- [Recorded information]:
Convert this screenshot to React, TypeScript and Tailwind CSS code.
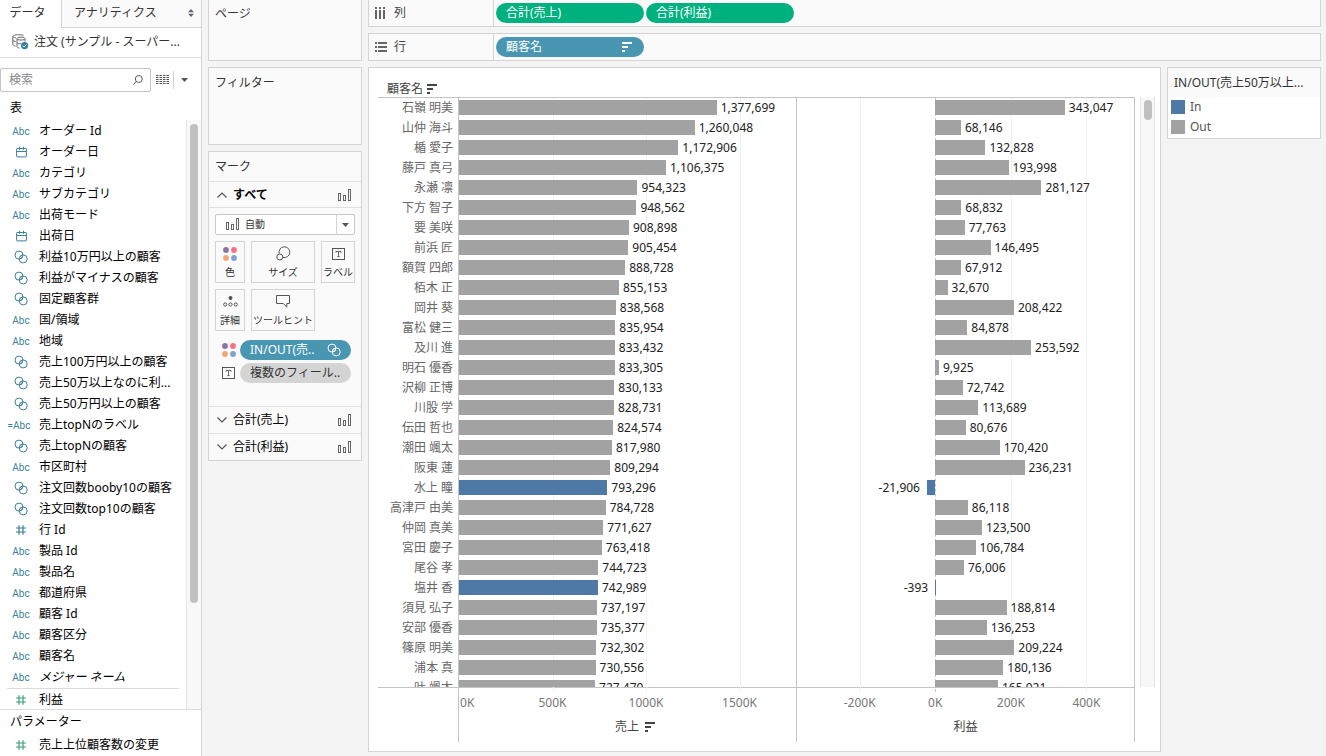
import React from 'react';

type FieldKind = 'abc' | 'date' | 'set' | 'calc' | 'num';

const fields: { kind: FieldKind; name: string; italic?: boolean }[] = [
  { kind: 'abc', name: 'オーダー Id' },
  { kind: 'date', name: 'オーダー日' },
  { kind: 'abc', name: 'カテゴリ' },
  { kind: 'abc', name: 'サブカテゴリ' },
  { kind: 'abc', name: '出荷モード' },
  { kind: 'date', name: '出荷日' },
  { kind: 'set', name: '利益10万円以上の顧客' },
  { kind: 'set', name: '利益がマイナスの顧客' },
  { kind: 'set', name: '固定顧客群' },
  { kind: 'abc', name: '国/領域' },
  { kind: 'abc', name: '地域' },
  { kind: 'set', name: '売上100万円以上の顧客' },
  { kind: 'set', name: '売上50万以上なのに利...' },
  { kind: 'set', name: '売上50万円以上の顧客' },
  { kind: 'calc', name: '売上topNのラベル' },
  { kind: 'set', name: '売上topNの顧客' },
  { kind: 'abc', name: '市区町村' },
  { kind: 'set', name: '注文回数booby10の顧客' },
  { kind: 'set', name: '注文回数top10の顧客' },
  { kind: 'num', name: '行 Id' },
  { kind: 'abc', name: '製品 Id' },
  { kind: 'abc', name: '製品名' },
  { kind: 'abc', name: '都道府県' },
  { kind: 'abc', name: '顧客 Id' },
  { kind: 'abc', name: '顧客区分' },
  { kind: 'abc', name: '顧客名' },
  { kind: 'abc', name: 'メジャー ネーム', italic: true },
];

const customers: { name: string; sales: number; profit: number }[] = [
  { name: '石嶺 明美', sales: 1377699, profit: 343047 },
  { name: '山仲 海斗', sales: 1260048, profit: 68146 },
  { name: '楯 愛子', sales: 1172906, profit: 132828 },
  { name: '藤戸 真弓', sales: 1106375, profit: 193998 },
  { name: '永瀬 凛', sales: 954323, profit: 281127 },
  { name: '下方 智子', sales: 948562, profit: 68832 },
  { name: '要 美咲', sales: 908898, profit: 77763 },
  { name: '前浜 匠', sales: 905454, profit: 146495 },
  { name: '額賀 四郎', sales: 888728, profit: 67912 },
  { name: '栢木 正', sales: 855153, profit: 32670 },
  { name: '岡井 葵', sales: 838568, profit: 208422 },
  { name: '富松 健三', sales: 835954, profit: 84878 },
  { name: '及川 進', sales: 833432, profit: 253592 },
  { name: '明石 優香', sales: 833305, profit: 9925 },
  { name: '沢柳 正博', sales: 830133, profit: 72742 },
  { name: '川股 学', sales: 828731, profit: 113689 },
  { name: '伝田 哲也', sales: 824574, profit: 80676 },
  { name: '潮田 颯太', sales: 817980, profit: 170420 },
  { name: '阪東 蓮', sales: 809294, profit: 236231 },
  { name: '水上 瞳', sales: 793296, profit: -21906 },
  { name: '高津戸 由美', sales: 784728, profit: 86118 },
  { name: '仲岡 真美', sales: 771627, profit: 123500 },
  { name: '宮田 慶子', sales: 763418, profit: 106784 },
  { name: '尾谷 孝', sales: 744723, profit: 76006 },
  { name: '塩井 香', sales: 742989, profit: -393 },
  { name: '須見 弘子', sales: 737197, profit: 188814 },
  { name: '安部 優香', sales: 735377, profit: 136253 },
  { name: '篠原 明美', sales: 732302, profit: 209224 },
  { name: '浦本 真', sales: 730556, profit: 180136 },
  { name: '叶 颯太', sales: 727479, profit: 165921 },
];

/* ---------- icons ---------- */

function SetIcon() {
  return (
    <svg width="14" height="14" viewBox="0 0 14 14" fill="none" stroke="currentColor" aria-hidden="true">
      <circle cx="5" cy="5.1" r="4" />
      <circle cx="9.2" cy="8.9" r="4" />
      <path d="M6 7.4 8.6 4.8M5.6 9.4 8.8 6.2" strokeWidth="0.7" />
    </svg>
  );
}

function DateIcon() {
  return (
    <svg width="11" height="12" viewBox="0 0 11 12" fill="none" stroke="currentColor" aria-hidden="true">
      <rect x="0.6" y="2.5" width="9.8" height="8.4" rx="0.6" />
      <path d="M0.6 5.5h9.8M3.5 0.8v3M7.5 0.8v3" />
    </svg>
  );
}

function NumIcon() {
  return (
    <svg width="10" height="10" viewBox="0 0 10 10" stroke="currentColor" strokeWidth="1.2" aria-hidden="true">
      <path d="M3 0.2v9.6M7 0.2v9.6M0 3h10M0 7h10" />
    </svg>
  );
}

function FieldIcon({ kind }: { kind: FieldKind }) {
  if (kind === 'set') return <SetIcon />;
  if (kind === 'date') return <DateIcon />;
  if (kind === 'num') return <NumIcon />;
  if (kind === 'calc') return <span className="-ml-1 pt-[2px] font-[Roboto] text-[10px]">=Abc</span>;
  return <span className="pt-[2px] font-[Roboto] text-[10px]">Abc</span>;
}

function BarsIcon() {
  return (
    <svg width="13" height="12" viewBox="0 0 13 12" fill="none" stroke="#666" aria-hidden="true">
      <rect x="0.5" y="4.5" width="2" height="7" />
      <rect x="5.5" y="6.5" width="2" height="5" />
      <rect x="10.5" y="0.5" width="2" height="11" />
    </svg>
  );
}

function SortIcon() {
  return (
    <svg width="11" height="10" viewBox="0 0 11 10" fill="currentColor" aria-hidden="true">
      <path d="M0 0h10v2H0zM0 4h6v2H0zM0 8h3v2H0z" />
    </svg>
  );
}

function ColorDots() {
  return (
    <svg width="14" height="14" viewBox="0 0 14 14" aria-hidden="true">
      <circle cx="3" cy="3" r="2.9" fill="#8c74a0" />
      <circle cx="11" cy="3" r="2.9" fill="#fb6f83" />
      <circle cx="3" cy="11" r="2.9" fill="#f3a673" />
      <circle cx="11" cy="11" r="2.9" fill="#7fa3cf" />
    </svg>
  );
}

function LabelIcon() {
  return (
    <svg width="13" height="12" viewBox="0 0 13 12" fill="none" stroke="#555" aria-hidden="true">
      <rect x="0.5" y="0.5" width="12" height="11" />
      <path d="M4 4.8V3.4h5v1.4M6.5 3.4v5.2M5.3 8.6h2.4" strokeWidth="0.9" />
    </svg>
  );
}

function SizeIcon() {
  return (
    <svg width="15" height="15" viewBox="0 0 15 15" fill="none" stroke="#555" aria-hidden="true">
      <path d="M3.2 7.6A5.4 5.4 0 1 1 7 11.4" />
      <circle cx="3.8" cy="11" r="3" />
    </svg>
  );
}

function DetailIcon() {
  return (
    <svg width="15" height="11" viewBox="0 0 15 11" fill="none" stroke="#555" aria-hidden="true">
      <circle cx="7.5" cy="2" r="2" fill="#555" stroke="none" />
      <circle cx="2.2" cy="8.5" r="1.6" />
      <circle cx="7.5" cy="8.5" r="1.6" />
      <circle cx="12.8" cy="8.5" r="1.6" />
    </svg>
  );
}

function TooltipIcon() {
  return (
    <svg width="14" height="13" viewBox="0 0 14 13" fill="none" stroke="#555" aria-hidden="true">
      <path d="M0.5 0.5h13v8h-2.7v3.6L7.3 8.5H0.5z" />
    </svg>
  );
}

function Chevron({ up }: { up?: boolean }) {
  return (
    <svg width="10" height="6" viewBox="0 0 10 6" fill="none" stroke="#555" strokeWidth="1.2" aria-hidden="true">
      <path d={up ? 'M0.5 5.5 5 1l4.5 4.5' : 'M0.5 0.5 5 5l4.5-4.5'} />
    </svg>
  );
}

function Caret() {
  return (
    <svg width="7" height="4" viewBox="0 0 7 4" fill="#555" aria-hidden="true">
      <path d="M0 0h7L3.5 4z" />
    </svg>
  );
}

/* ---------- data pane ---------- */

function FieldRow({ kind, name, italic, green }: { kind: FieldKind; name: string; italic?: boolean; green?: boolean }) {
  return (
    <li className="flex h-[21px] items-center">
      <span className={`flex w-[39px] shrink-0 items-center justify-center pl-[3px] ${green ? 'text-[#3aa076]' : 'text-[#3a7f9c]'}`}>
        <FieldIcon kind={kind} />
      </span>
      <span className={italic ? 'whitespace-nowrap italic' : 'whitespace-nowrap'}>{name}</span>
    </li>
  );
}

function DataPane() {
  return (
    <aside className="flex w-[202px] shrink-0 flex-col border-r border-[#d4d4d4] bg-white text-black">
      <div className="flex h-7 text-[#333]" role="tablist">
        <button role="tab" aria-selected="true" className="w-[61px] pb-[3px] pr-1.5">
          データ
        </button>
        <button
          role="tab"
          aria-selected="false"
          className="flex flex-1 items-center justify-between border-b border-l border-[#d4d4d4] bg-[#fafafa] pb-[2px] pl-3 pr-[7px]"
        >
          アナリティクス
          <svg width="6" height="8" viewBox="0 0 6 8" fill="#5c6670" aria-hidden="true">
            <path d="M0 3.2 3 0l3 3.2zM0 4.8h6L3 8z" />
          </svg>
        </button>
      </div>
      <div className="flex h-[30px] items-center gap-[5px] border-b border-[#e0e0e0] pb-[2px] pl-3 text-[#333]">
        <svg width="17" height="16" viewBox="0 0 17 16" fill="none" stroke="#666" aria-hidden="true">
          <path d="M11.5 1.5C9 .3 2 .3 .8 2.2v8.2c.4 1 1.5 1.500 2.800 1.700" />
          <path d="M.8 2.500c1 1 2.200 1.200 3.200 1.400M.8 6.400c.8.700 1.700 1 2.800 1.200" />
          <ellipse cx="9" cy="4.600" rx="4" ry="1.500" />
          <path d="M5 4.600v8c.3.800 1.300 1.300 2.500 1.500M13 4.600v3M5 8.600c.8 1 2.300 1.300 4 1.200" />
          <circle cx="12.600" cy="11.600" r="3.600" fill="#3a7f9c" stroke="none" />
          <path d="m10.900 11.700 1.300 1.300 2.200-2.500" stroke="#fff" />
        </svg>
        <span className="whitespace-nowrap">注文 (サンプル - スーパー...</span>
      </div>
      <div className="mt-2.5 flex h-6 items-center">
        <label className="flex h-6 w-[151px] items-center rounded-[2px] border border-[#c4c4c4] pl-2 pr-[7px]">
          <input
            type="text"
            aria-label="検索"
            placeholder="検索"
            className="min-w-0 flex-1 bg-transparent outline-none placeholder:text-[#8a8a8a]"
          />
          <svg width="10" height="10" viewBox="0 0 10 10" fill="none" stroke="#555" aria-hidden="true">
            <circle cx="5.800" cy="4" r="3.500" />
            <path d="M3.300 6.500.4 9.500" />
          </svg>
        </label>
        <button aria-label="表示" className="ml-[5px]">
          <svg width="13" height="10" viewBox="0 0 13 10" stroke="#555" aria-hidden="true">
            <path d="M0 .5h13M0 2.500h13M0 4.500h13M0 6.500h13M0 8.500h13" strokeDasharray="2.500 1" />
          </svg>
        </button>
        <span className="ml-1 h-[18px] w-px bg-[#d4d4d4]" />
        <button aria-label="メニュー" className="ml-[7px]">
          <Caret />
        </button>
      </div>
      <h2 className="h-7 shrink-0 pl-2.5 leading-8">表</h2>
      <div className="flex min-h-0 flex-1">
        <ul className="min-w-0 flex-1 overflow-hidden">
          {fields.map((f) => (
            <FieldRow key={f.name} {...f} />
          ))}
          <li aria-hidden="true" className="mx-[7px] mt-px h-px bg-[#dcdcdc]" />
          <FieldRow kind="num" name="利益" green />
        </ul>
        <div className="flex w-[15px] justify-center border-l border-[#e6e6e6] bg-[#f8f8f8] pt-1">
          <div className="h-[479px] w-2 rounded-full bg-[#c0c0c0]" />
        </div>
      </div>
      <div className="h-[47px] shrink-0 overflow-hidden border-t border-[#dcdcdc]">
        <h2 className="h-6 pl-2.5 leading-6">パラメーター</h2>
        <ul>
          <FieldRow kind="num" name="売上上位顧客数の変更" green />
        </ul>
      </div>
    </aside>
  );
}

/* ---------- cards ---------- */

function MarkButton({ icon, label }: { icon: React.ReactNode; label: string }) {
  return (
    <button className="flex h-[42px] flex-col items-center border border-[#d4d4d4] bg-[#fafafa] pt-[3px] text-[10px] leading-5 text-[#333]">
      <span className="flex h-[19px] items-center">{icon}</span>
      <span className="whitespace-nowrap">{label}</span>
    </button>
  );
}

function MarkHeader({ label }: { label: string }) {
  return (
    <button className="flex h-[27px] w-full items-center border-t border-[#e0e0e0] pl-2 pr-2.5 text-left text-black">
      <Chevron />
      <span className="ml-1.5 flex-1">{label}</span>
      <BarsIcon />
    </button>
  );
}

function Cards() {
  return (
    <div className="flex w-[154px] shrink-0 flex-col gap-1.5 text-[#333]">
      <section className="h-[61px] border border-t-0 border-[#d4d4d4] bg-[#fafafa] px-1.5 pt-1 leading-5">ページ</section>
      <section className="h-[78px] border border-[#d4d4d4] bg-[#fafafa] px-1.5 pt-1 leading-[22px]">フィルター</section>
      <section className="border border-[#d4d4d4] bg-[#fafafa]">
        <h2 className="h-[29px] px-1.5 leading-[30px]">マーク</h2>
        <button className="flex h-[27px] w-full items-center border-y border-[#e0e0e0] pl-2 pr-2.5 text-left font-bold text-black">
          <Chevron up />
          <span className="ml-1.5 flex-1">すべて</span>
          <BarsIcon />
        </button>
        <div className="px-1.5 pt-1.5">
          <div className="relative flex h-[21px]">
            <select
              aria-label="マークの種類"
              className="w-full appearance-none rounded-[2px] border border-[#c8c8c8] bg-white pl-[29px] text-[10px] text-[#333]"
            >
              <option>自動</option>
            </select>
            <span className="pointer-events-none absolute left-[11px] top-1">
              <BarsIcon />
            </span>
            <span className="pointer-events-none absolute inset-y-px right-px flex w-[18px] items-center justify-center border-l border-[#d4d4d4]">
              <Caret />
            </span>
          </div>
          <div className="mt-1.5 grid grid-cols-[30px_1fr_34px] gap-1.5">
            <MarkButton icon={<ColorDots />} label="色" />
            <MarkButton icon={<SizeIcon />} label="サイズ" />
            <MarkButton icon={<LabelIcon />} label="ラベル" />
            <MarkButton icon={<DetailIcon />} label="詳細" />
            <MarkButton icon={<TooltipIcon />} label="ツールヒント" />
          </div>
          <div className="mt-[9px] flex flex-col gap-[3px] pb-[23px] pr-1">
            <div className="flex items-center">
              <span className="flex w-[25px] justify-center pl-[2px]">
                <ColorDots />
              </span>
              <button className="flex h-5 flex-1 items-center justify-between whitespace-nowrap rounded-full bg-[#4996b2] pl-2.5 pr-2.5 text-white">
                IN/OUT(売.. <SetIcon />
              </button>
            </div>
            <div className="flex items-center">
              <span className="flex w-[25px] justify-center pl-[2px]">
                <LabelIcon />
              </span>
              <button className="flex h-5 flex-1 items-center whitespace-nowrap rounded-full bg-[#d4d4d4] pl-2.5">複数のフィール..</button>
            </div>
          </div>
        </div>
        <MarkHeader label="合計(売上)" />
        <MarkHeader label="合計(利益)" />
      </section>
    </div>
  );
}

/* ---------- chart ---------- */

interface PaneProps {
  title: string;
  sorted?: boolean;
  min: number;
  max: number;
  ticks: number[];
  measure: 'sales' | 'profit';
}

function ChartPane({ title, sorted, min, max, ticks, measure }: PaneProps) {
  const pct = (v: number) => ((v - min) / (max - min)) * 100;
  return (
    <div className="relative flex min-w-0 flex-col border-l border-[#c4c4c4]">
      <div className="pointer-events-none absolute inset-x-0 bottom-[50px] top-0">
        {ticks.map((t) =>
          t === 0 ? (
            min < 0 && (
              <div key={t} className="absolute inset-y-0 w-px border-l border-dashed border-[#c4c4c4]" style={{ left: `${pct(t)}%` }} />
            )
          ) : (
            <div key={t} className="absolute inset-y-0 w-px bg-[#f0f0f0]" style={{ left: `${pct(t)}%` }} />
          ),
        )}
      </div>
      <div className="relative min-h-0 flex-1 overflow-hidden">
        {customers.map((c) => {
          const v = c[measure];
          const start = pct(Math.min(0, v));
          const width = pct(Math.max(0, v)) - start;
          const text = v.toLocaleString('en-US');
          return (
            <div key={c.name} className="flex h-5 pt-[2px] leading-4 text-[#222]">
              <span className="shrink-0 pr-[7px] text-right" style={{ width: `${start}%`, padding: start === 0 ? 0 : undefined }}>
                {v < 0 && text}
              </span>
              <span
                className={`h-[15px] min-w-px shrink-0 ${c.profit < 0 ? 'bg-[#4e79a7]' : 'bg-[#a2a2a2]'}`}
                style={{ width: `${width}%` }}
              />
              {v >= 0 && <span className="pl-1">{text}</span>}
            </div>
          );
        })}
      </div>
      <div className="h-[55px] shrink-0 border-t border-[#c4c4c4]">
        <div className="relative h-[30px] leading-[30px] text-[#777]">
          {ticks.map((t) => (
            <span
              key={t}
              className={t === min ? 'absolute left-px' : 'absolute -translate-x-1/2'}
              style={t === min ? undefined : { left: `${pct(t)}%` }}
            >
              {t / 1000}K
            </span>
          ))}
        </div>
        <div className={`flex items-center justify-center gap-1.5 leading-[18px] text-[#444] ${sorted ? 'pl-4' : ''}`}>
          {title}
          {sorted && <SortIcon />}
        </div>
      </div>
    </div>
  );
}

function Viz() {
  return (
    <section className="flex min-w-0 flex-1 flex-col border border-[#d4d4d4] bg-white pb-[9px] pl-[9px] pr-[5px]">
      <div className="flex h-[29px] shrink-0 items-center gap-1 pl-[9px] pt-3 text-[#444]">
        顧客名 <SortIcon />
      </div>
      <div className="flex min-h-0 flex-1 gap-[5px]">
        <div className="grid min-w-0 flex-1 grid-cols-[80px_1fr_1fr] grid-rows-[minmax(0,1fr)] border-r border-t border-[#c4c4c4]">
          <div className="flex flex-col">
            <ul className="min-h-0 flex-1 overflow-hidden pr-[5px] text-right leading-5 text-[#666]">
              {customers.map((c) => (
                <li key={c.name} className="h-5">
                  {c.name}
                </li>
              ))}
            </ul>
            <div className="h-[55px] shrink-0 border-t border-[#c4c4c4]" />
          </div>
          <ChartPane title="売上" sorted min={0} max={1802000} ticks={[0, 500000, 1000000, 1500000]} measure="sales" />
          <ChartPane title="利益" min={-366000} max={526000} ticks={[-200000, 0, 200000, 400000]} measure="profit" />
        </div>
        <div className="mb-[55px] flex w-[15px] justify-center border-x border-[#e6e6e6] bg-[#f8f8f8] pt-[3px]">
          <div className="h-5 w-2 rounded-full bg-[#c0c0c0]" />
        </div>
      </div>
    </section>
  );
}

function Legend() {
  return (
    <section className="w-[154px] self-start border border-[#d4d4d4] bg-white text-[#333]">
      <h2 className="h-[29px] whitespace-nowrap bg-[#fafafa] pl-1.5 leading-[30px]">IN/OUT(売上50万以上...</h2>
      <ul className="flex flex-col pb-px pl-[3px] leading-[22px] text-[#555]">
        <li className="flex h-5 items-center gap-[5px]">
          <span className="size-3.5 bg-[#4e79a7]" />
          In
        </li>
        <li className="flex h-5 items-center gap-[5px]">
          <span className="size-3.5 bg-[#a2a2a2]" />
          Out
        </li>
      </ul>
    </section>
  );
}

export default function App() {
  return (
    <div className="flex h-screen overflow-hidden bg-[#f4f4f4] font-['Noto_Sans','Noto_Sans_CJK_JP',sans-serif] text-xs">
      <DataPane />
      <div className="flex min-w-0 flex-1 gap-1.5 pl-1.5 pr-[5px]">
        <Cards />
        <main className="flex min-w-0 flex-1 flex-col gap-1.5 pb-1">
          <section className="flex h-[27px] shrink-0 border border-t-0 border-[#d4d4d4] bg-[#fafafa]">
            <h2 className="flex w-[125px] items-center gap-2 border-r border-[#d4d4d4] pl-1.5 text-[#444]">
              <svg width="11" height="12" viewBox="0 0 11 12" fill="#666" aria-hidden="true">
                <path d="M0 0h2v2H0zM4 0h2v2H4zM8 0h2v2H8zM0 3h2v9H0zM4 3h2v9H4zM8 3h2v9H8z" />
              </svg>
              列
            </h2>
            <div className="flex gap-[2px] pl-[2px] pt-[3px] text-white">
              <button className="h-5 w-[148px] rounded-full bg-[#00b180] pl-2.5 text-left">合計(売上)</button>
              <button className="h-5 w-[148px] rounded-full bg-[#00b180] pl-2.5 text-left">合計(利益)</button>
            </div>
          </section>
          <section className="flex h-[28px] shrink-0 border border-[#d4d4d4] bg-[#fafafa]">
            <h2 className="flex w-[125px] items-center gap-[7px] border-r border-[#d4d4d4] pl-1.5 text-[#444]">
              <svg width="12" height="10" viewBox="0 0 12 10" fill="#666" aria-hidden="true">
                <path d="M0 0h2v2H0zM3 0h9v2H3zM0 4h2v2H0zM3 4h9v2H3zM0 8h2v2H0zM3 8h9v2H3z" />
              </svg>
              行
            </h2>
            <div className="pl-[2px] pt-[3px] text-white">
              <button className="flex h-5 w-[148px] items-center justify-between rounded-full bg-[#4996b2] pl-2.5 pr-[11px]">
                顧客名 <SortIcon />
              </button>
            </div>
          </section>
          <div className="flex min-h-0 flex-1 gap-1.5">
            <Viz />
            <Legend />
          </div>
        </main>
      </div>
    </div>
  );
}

- [Brief]: Leave out the pictures, then repeat the listing above exactly from its first line to the line with "type FieldKind = 'abc'", inclusive.

- [Exercise output]:
Convert this screenshot to React, TypeScript and Tailwind CSS code.
import React from 'react';

type FieldKind = 'abc' | 'date' | 'set' | 'calc' | 'num';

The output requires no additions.